El centro gravitatorio de la película es Nana (encarnada por Kelyna Lecomte), una pequeña y adorable niña de cuatro años que vive en el campo junto a su madre y su abuelo. A mitad de metraje, cuando Nana regresa del colegio, encuentra la casa vacía. El filme nos invita a compartir la soledad de la niña, sus juegos y ocurrencias, su forma de descubrir el mundo, a ser testigos de cómo la pequeña criatura va adquiriendo conciencia de su individualidad. La película en ningún momento siente la necesidad de explicarnos lo que está ocurriendo, de ofrecernos un contexto dramático, de señalar un camino o una historia.
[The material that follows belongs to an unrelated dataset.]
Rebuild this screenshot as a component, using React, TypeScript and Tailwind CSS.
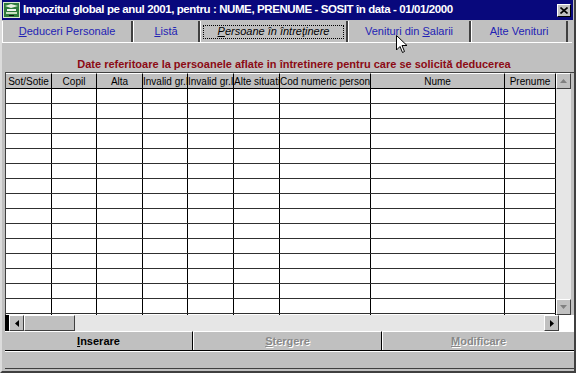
import React from "react";

const COLS = [
  { label: "Sot/Sotie", w: 46, align: "center" },
  { label: "Copil", w: 45, align: "center" },
  { label: "Alta", w: 46, align: "center" },
  { label: "Invalid gr.I", w: 45, align: "left" },
  { label: "Invalid gr.II", w: 46, align: "left" },
  { label: "Alte situatii", w: 46, align: "left" },
  { label: "Cod numeric personal", w: 91, align: "left" },
  { label: "Nume", w: 134, align: "center" },
  { label: "Prenume", w: 51, align: "center" },
];

const GRID = "grid grid-cols-[46px_45px_46px_45px_46px_46px_91px_134px_51px]";

function Raised({ className = "", children }: { className?: string; children?: React.ReactNode }) {
  return (
    <div className={`bg-[#c0c0c0] border-t border-l border-t-white border-l-white border-r border-b border-r-[#404040] border-b-[#404040] flex items-center justify-center ${className}`}>
      {children}
    </div>
  );
}

function Tab({ children, w, active }: { children: React.ReactNode; w: string; active?: boolean }) {
  return (
    <div className={`${w} h-full flex items-center justify-center border-r-2 border-r-[#404040] border-l border-l-white whitespace-nowrap`}>
      {active ? (
        <div className="border border-dotted border-black w-[141px] h-[14px] flex items-center justify-center italic text-black">{children}</div>
      ) : (
        <span className="text-[#2323b4]">{children}</span>
      )}
    </div>
  );
}

export default function App() {
  const rows = Array.from({ length: 16 });
  return (
    <div className="w-[576px] h-[373px] bg-[#c0c0c0] relative overflow-hidden font-['Liberation_Sans',Arial,sans-serif] text-[11px] text-black border-l-2 border-l-[#dcdcdc] border-r-2 border-r-[#404040] border-b-2 border-b-[#404040]">
      {/* title bar */}
      <div className="h-[20px] bg-[#08087c] flex items-center pl-[1px] pr-[2px] mr-[1px]">
        <svg width="17" height="16" viewBox="0 0 17 16" className="shrink-0">
          <rect x="0" y="0" width="17" height="16" fill="#d8e8d0" />
          <rect x="1" y="1" width="15" height="14" fill="#2e7a3c" />
          <path d="M2 4 L8 2 L15 4 L8 6 Z" fill="#e8f0e0" />
          <rect x="4" y="7" width="9" height="2" fill="#f0f0f0" />
          <rect x="3" y="10" width="11" height="2" fill="#c8e0c0" />
          <rect x="6" y="13" width="5" height="1" fill="#101010" />
        </svg>
        <span className="ml-[3px] text-white font-bold text-[11.5px] tracking-[-0.4px] whitespace-nowrap">
          Impozitul global pe anul 2001, pentru : NUME, PRENUME - SOSIT în data - 01/01/2000
        </span>
        <div className="ml-auto w-[14px] h-[13px] bg-[#c0c0c0] border-t border-l border-t-white border-l-white border-r border-b border-r-black border-b-black flex items-center justify-center">
          <svg width="8" height="7" viewBox="0 0 8 7">
            <path d="M0.5 0.5 L7.5 6.5 M7.5 0.5 L0.5 6.5" stroke="#000" strokeWidth="1.6" />
          </svg>
        </div>
      </div>

      {/* tabs */}
      <div className="mt-[1px] h-[22px] flex border-b border-b-white mr-[2px]">
        <Tab w="w-[131px]"><span className="underline">D</span>educeri Personale</Tab>
        <Tab w="w-[67px]"><span className="underline">L</span>istă</Tab>
        <Tab w="w-[148px]" active><span className="underline">P</span>ersoane în întreţinere</Tab>
        <Tab w="w-[123px]">Venituri din <span className="underline">S</span>alarii</Tab>
        <Tab w="w-[97px]">A<span className="underline">l</span>te Venituri</Tab>
      </div>

      {/* caption */}
      <div className="mt-[14px] h-[14px] flex items-center justify-center text-[#8c0a14] font-bold text-[11px] pl-[12px]">
        Date referitoare la persoanele aflate in întretinere pentru care se solicită deducerea
      </div>

      {/* grid + vertical scrollbar */}
      <div className="mt-[1px] ml-[3px] flex h-[243px] border-t border-l border-[#404040]">
        <div className="flex flex-col w-[550px]">
          <div className={`${GRID} h-[16px] bg-[#c0c0c0] border-b border-black text-[10px]`}>
            {COLS.map((c) => (
              <div
                key={c.label}
                className={`border-r border-black overflow-hidden whitespace-nowrap leading-[15px] border-t border-t-white ${c.align === "center" ? "text-center" : "text-left"}`}
              >
                {c.label}
              </div>
            ))}
          </div>
          <div className="flex-1 overflow-hidden bg-white">
            {rows.map((_, i) => (
              <div key={i} className={`${GRID} h-[15px] border-b border-[#303030]`}>
                {COLS.map((c) => (
                  <div key={c.label} className="border-r border-black" />
                ))}
              </div>
            ))}
          </div>
        </div>
        <div className="w-[15px] flex flex-col bg-[#e6e6e6]">
          <Raised className="h-[16px]">
            <svg width="7" height="4" viewBox="0 0 7 4"><path d="M3.5 0 L7 4 L0 4 Z" fill="#808080" /></svg>
          </Raised>
          <div className="flex-1" />
          <Raised className="h-[16px]">
            <svg width="7" height="4" viewBox="0 0 7 4"><path d="M0 0 L7 0 L3.5 4 Z" fill="#808080" /></svg>
          </Raised>
        </div>
      </div>

      {/* horizontal scrollbar */}
      <div className="ml-[3px] flex h-[16px]">
        <div className="w-[4px] bg-black" />
        <Raised className="w-[15px]">
          <svg width="4" height="7" viewBox="0 0 4 7"><path d="M4 0 L4 7 L0 3.5 Z" fill="#000" /></svg>
        </Raised>
        <Raised className="w-[51px]" />
        <div className="flex-1 bg-[#e6e6e6]" />
        <Raised className="w-[15px]">
          <svg width="4" height="7" viewBox="0 0 4 7"><path d="M0 0 L4 3.5 L0 7 Z" fill="#000" /></svg>
        </Raised>
        <div className="w-[15px] bg-white" />
      </div>

      {/* buttons */}
      <div className="ml-[3px] flex h-[20px] border-b border-black">
        <div className="w-[188px] flex items-center justify-center font-bold border-r border-r-black border-t border-t-white">
          <span className="underline">I</span>nserare
        </div>
        <div className="w-[189px] flex items-center justify-center font-bold text-[#888888] [text-shadow:1px_1px_0_#ffffff] border-r border-r-black border-l border-l-white border-t border-t-white">
          <span className="underline">S</span>tergere
        </div>
        <div className="flex-1 flex items-center justify-center font-bold text-[#888888] [text-shadow:1px_1px_0_#ffffff] border-l border-l-white border-t border-t-white">
          <span className="underline">M</span>odificare
        </div>
      </div>

      {/* status bar */}
      <div className="ml-[3px] h-[18px] border-b border-[#404040] border-t border-t-white" />

      {/* mouse cursor */}
      <svg width="12" height="19" viewBox="0 0 12 19" className="absolute left-[394px] top-[35px]">
        <path d="M0.5 0.5 L0.5 15 L4 11.5 L6.5 17.5 L8.5 16.5 L6 10.5 L11 10.5 Z" fill="#fff" stroke="#000" strokeWidth="1" />
      </svg>
    </div>
  );
}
Nana opera bajo la obsesión de marcar un tempo de vida y revelar la fugacidad de los instantes. Desde su intención observacional, la cámara persigue la distancia justa desde la que filmar esos pedazos de vida (tranches de vie, al decir de Renoir), rechazando cualquier impuslo de nostalgia o de sentimentalismo.



En verdad, Massadian nos invita a percibir el mundo rural como si habitáramos de nuevo la infancia, desde su fragmentación y su audacia, con la mirada limpia de un ser que se adueña de su propio mundo (acaso como el espectador debe ir apropiándose también de lo que ve) y que aún no distingue entre las nociones quizá no tan antagónicas que conjura el filme: la naturaleza y el artificio, lo animal y lo humano, el esplendor y la decadencia, la vida y la muerte. Al contrario de la inmensa mayoría de las historias que nos cuenta el cine, Massadian cree en la libertad de pensamiento del espectador, permite que, como en la vida misma, las emociones las añadamos nosotros, sin proponer efectos de causalidad o estrategias que impongan una solo lectura a aquello de lo que somos testigos. El filme nunca nos indica qué debemos sentir frente a una escena, como ese momento entre mágico y perturbador en el que Nana descubre en el bosque un conejo muerto, lo arrastra hasta la casa y lo envía a la hoguera.